One year ago, Fardous square was empty, sealed off with barbed wire, as the country dealt with a surge in violence caused by US offensives against Sunni guerrillas in Falluja, and against Moqtada al-Sadr, the radical Shia preacher.
Today, Fardous square is draped with banners, as it prepares to welcome thousands of Shia demonstrators who will demand that Mr Hussein be tried and executed, and that the US troops who toppled him go home.
On the second anniversary of the “Fall”, as Iraqis term April 9, many express neither the wild optimism they felt in the first weeks after the war, nor the deep pessimism of a year later, when it seemed the country was falling into chaos.
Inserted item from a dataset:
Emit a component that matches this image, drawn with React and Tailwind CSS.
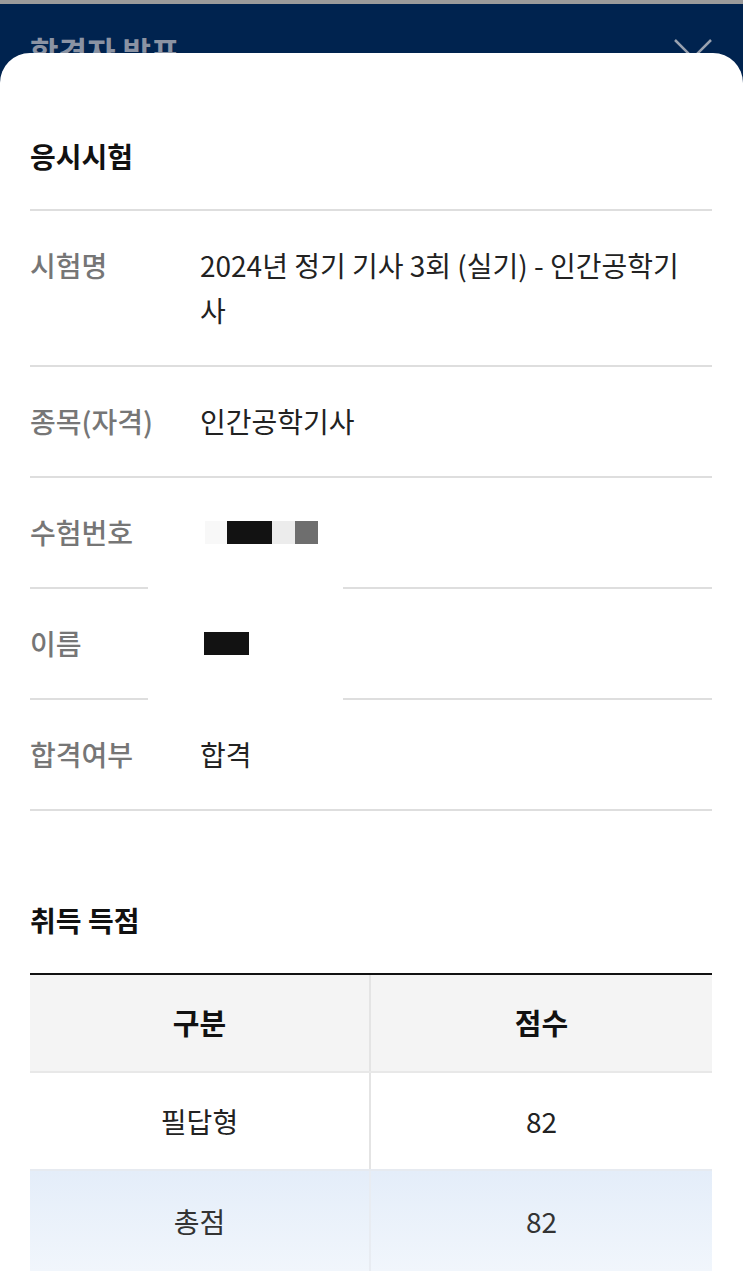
const rows = [
  { label: '시험명', value: ['2024년 정기 기사 3회 (실기) - 인간공학기', '사'] },
  { label: '종목(자격)', value: ['인간공학기사'] },
  { label: '수험번호', redact: 'number', broken: true },
  { label: '이름', redact: 'name', broken: true },
  { label: '합격여부', value: ['합격'] },
];

const Divider = ({ broken }) =>
  broken ? (
    <div className="flex">
      <div className="h-[2px] w-[118px] bg-[#dedede]" />
      <div className="w-[195px]" />
      <div className="h-[2px] flex-1 bg-[#dedede]" />
    </div>
  ) : (
    <div className="h-[2px] bg-[#dedede]" />
  );

const Redacted = ({ kind }) =>
  kind === 'number' ? (
    <div className="flex h-[45px] items-center">
      <div className="ml-[5px] flex h-[23px]">
        <div className="w-[22px] bg-[#f8f8f8]" />
        <div className="w-[45px] bg-[#121212]" />
        <div className="w-[23px] bg-[#ececec]" />
        <div className="w-[23px] bg-[#6e6e6e]" />
      </div>
    </div>
  ) : (
    <div className="flex h-[45px] items-center">
      <div className="ml-[4px] h-[23px] w-[45px] bg-[#121212]" />
    </div>
  );

export default function App() {
  return (
    <div
      className="flex min-h-[1275px] flex-col bg-[#00234f]"
      style={{ fontFamily: '"Noto Sans CJK KR", "Noto Sans", sans-serif' }}
    >
      <div className="h-[4px] bg-[#9b9b9b]" />
      <div className="relative h-[49px] overflow-hidden px-[30px]">
        <div className="pt-[24px] text-[31px] font-bold leading-[45px] text-[#8b93a3]">합격자 발표</div>
        <svg className="absolute left-[673px] top-[34px] h-[40px] w-[40px]" viewBox="0 0 40 40">
          <path d="M2 2 L38 38 M38 2 L2 38" stroke="#9aa2b0" strokeWidth="2.5" fill="none" />
        </svg>
      </div>

      <div className="flex-1 rounded-t-[30px] bg-white pl-[30px] pr-[31px] pt-[81px]">
        <h2 className="mb-[30px] text-[28px] font-bold leading-[45px] text-[#111]">응시시험</h2>
        <Divider />

        {rows.map((row) => (
          <div key={row.label}>
            <div className="flex py-[32px] text-[28px] leading-[45px]">
              <div className="w-[170px] shrink-0 font-medium text-[#767676]">{row.label}</div>
              {row.redact ? (
                <Redacted kind={row.redact} />
              ) : (
                <div className="text-[#222]">
                  {row.value.map((line, i) => (
                    <div key={i}>{line}</div>
                  ))}
                </div>
              )}
            </div>
            <Divider broken={row.broken} />
          </div>
        ))}

        <h2 className="mt-[87px] mb-[30px] text-[28px] font-bold leading-[45px] text-[#111]">취득 득점</h2>

        <div className="border-t-2 border-[#111]">
          <div className="grid h-[96px] grid-cols-2 bg-[#f4f4f4] text-[29px] font-bold text-[#111]">
            <div className="flex items-center justify-center border-r-2 border-[#e4e4e4]">구분</div>
            <div className="flex items-center justify-center">점수</div>
          </div>
          <div className="grid h-[98px] grid-cols-2 border-t-2 border-[#e8e8e8] text-[28px] text-[#222]">
            <div className="flex items-center justify-center border-r-2 border-[#e4e4e4]">필답형</div>
            <div className="flex items-center justify-center">82</div>
          </div>
          <div className="grid h-[102px] grid-cols-2 border-t-2 border-[#e6eaf0] bg-gradient-to-b from-[#e4edf9] to-[#f1f6fc] text-[28px] text-[#333]">
            <div className="flex items-center justify-center border-r-2 border-[#e8ecf2]">총점</div>
            <div className="flex items-center justify-center">82</div>
          </div>
        </div>
      </div>
    </div>
  );
}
A more common response now is ambivalence – satisfaction that the January 30 elections produced a semblance of democratic government, but weariness of bombs in the street, crime, and power failures.
Fear of oppression has been replaced by fear of the anarchy and political violence that has cost the lives of an estimated 25,000 to 50,000 Iraqis. Fear of Mr Hussein’s security forces has been superseded by fear of the US military vehicles that patrol Baghdad’s streets, bearing placards warning that any vehicle that comes too close will be fired upon.
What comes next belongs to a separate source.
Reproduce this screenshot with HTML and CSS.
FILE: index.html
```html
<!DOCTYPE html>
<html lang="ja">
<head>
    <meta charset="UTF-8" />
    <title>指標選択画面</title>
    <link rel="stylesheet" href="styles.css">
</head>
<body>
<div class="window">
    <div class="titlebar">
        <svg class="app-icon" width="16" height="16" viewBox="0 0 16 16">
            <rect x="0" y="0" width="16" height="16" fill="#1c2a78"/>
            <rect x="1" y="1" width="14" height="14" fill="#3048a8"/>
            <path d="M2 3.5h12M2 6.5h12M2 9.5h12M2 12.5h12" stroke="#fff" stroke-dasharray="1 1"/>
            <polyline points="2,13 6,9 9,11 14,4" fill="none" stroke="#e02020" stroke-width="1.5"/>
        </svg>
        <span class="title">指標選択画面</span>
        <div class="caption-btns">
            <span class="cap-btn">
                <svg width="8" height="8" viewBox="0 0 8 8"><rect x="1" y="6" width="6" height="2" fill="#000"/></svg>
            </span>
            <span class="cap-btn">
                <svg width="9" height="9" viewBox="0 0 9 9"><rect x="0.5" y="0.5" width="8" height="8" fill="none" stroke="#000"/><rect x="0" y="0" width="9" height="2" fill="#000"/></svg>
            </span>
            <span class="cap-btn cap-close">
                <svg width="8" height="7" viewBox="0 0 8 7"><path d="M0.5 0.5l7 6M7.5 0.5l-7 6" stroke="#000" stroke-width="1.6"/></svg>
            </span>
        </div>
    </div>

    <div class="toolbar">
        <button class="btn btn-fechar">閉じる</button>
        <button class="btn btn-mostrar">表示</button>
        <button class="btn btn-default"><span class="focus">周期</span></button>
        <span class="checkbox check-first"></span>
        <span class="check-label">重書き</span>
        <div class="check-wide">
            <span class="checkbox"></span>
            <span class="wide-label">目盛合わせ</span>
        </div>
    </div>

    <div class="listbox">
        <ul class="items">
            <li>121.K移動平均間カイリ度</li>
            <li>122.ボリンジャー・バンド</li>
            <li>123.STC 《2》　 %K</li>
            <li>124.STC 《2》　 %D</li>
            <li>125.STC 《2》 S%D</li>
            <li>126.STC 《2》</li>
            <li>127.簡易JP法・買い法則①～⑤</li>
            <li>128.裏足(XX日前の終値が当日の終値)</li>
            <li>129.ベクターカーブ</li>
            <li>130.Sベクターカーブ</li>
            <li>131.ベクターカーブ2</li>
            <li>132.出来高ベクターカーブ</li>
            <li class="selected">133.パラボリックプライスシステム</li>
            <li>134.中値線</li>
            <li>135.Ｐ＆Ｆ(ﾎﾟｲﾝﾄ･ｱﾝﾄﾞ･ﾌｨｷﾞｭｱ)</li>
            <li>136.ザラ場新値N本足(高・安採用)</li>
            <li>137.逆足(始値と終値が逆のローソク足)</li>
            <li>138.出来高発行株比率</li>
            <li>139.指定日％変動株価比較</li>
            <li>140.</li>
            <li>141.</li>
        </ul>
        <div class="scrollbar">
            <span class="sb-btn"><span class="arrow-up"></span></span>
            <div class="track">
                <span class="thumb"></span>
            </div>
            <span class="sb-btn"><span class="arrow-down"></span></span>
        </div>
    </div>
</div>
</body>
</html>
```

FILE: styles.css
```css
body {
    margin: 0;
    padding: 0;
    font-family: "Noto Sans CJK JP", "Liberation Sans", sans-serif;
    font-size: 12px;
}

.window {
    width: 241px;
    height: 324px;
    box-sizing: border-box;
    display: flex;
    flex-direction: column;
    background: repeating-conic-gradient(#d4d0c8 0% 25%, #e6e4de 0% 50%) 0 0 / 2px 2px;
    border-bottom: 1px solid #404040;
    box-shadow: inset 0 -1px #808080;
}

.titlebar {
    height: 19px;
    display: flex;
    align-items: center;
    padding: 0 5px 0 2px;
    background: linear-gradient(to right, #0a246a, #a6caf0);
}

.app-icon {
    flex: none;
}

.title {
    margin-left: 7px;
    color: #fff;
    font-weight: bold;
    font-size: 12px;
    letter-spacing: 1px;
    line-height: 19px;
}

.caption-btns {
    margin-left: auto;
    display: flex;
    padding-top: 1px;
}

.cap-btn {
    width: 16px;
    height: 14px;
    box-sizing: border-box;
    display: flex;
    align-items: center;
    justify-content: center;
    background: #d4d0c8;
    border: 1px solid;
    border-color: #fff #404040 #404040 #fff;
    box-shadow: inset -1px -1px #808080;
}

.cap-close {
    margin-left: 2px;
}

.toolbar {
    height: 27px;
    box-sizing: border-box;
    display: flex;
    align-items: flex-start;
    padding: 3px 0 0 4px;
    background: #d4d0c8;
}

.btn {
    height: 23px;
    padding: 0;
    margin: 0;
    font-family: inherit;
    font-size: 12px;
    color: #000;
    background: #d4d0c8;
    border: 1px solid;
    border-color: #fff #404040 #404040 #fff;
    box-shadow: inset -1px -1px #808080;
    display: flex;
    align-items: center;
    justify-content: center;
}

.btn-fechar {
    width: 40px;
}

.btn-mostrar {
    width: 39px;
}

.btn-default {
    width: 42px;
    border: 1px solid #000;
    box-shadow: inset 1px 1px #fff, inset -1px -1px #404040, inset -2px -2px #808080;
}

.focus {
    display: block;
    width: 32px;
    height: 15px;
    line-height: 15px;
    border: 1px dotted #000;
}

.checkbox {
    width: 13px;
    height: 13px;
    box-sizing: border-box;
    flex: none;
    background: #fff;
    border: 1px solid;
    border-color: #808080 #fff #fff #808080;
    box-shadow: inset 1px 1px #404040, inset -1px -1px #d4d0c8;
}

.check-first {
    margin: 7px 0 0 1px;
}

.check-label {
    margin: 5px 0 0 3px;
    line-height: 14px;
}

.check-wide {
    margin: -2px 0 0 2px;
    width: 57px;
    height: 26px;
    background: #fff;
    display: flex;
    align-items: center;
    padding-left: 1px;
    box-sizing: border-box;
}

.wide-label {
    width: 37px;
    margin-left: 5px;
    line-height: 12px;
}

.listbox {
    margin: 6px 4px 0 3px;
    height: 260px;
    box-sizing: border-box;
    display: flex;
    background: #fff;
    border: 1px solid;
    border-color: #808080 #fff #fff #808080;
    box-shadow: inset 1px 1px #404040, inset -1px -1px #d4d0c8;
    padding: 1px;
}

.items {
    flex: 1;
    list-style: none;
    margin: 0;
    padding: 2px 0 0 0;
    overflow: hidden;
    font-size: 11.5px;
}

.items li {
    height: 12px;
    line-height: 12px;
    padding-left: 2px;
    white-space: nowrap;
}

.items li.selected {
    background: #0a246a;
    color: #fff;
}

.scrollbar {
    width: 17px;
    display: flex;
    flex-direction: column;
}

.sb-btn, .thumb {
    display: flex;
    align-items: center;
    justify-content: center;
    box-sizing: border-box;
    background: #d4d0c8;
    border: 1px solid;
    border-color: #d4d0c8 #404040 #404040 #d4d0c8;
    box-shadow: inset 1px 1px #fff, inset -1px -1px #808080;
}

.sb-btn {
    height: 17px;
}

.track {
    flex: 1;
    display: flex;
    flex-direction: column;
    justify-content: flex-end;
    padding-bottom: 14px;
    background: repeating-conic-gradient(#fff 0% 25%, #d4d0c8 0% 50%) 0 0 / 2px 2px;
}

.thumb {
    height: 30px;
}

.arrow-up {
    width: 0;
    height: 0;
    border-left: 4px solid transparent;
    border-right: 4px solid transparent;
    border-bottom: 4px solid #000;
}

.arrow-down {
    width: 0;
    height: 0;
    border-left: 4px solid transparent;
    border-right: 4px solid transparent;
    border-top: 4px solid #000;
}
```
“They freed us…butnow the foreign forces may be here for decades,” says Wisam Adel, a Sunni Arab from Baghdad and former military hospital worker.
“That is the price of our liberation,” he says.
The most recently published opinion poll, conducted by the International Republican Institute in February and March, suggests that many Iraqis believe the worst is over. Only 37 per cent of respondents said that they were worse off now than before the war, and nearly 90 per cent thought things would slowly improve.
However, opinions vary strongly according to region, religion and ethnicity.
Due to security reasons, the poll was not carried out in the predominantly Sunni governorates of Anbar and Ninawah, where residents say that over the past two years their cities have been bombed, their homes invaded by troops and their family members subjected to mass arrest.
Kurds in the northern city of Sulimaniya, on the other hand, today display pictures of US President George W. Bush in shop windows, and thank him for ensuring that Mr Hussein’s army would never return to massacre their people.
Iraq’s Shia, who are estimated to make up 60 per cent of the population and who now dominate parliament and cabinet, are more divided. They are as likely to credit their own leaders as they are the Americans for their new rights – Grand Ayatollah Ali al-Sistani, who pushed consistently for fully democratic elections, or the followers of Mr Sadr who fought the Americans.
In Baghdad, the last six months have seen a series of bizarre crises, from the taps running dry in much of the city, to winter rains that caused houses in many slum districts to flood with fetid water, to a petrol shortage that had people waiting up to 24 hours at the pumps.
The last crisis has fostered distrust of the US as people wonder why a petroleum-producing country would run short of oil unless the Americans were stealing it.